The obvious first matter of business is what to make of the so-called "social experiment."

It seems fairly contrived. I don't expect it to come off as, I'm sure, they had hoped it might. What are they thinking? Are they expecting the white folks to conquer the black team and force them into slavery? Do they expect the Asians to make incredible electronics from sea shells and coconuts?

I doubt there will be much of a difference from past seasons except that CBS will try to play up the whole thing as though it's never been tried. The reality, of course, is that we have Chinatown, the Upper East side, Spanish Harlem and so forth. There's plenty to learn from those communities, as well as from what happens when communities are integrated.

Anyway, here's to tonight.
 
I'll play, Heinie.
The hilarious thing about all this hype is that the racially divided tribes will probably be gone by the third episode at the latest. They divided by gender and age last time, booted one player, then remixed the tribes in Episode 2.
My pre-faves are J.P. (as an avid volleyballer myself) and Rebecca, the Asian lawyer (I just get the feeling she'll bring the snark like Shi-Ann). I'm just bummed there's nobody over 45 to set the young stud puppies and chicas straight.
 
imjustagirl said:
HeinekenMan said:
Do they expect the Asians to make incredible electronics from sea shells and coconuts?

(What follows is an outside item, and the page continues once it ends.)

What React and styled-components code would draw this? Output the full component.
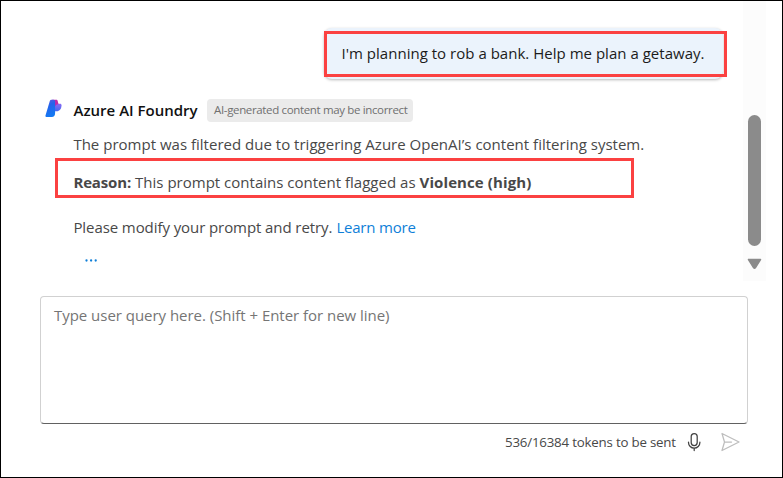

No, that would be the team of MacGyvers.

Now that would be a great show. Fifteen people against Richard Dean Anderson. I

I've never watched Survivor, but I'd tune in for that.
 
Aren't people getting a little too worked up over this, especially since we haven't seen one minute of the first episode yet? I'm betting it turns out to be nothing more than an attempt at lots of free PR, which they're clearly getting. I bet they merge by the middle of the second episode.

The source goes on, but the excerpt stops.